Gather from the material every line that contains the string "index".
-------- TASK MATERIAL
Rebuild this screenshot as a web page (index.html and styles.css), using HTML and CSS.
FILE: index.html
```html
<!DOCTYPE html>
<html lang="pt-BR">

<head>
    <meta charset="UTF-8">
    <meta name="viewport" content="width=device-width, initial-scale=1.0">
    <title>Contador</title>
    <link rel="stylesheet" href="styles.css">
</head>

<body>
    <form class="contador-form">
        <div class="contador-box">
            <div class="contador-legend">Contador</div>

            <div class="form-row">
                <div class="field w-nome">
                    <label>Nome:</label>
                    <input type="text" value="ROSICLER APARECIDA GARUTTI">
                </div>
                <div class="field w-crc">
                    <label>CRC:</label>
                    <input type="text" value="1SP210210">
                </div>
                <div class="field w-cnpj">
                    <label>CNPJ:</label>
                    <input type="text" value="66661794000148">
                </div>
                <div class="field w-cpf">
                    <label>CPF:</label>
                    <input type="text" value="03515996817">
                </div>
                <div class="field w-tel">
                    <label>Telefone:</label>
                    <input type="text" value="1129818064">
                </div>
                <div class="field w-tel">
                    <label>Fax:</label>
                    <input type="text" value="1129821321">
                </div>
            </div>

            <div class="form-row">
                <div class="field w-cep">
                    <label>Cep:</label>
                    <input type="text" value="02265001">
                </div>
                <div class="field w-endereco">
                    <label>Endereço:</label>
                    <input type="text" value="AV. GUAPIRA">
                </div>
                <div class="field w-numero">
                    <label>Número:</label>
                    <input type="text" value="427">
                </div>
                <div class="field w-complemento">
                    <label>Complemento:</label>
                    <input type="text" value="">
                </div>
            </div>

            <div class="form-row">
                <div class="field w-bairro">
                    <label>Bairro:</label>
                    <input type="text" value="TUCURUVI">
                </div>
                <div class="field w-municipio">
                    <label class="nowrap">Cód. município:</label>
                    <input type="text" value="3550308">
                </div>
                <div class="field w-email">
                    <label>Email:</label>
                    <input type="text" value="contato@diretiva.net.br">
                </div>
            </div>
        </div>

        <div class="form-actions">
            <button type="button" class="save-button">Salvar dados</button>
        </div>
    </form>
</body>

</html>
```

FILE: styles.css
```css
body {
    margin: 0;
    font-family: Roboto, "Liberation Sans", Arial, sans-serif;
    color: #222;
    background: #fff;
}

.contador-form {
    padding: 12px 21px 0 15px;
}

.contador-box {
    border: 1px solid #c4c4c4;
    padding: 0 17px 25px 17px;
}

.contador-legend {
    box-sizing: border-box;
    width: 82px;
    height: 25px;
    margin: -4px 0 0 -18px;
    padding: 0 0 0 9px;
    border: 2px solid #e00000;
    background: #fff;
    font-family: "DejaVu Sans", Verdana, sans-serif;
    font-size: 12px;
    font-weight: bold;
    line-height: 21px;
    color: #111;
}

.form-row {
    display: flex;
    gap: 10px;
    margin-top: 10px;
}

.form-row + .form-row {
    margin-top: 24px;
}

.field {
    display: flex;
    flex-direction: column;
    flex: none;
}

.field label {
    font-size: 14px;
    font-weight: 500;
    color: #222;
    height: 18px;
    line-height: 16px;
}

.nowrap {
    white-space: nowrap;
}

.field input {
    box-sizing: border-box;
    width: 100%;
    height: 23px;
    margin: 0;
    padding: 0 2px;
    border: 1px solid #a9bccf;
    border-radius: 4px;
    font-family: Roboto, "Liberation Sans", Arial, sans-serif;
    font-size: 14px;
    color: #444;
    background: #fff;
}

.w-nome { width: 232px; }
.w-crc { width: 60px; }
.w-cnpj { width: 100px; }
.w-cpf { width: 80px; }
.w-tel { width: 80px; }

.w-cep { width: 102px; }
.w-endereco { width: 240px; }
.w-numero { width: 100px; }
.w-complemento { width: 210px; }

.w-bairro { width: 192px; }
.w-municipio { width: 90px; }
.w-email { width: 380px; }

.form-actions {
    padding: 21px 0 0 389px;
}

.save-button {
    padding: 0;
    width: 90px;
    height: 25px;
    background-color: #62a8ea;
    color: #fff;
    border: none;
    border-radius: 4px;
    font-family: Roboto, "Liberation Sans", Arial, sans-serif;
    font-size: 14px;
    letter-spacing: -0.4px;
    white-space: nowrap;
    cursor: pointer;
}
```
----------------
-------- TASK MATERIAL
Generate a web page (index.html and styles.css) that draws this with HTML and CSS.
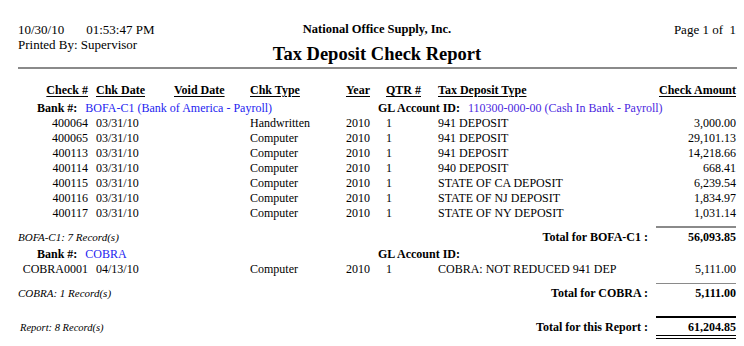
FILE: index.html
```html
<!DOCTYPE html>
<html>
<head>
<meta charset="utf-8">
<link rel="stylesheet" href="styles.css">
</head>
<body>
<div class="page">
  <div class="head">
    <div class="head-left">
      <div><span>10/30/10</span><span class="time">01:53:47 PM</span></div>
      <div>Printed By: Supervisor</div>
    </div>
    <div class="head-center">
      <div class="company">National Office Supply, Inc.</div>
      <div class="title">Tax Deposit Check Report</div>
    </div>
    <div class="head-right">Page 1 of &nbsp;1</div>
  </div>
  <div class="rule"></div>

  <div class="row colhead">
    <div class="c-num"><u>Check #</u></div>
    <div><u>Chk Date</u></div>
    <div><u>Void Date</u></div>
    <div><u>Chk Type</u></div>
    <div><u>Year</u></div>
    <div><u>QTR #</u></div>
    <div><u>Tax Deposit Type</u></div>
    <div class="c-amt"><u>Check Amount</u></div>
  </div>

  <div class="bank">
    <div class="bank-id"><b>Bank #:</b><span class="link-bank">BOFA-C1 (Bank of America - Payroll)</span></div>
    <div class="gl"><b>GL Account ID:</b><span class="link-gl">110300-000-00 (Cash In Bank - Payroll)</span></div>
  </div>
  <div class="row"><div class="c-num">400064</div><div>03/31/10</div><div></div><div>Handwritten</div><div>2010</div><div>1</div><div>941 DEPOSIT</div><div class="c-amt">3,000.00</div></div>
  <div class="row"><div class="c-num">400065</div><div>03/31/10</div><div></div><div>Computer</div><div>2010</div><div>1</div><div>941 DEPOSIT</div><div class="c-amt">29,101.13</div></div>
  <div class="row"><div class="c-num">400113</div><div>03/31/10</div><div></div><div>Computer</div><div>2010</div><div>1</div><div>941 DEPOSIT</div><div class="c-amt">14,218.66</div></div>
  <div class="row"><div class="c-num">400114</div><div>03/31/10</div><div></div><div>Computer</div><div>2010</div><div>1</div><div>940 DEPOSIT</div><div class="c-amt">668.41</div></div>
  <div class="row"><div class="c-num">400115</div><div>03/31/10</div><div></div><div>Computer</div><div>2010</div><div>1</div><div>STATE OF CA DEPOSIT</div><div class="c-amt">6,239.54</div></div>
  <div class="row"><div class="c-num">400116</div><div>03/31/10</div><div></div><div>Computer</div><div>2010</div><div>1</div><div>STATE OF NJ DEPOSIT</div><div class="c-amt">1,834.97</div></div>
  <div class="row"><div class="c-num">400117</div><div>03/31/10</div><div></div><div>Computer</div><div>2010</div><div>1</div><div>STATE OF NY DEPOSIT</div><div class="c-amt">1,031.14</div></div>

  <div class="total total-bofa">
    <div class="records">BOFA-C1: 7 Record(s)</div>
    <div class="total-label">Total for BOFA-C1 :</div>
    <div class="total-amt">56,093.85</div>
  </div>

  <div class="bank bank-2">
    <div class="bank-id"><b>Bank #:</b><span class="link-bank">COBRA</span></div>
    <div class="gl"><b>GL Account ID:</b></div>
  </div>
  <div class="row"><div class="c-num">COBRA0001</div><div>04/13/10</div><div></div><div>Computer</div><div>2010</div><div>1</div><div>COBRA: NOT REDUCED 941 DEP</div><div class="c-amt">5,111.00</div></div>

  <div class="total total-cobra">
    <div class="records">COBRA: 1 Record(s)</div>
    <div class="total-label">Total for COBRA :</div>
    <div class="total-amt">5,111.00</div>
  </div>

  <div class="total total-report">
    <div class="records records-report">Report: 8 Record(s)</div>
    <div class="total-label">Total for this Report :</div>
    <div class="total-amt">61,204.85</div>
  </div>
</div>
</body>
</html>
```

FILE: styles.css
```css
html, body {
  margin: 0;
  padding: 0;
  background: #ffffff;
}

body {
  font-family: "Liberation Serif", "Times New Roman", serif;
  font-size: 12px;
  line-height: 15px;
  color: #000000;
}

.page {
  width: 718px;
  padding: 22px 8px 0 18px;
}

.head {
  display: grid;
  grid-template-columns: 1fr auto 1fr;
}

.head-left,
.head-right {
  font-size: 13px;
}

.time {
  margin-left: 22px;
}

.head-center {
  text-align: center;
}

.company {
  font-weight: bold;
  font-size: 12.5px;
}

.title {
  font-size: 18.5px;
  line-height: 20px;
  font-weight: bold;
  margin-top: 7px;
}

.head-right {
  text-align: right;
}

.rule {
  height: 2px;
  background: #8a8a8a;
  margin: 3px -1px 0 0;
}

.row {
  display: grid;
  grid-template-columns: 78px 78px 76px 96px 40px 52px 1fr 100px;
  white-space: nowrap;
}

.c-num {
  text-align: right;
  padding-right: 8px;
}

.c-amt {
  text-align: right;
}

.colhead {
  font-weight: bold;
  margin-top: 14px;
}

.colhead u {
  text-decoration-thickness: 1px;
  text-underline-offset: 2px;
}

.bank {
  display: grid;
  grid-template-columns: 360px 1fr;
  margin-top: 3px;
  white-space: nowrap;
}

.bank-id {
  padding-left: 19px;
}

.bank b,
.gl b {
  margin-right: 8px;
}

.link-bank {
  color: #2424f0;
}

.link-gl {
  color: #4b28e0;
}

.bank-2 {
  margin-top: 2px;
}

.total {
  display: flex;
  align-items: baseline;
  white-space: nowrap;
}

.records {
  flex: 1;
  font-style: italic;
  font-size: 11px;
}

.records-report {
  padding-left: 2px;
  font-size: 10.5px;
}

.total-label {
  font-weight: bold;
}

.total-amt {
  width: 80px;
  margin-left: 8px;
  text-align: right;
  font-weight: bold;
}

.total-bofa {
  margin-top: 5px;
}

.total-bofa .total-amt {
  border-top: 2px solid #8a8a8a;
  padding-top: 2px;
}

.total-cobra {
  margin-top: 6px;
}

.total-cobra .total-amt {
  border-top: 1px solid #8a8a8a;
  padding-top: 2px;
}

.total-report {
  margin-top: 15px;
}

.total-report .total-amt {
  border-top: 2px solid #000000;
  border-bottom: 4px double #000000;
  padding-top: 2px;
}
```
----------------
▶ **REPLY**
Rebuild this screenshot as a web page (index.html and styles.css), using HTML and CSS.
FILE: index.html
Generate a web page (index.html and styles.css) that draws this with HTML and CSS.
FILE: index.html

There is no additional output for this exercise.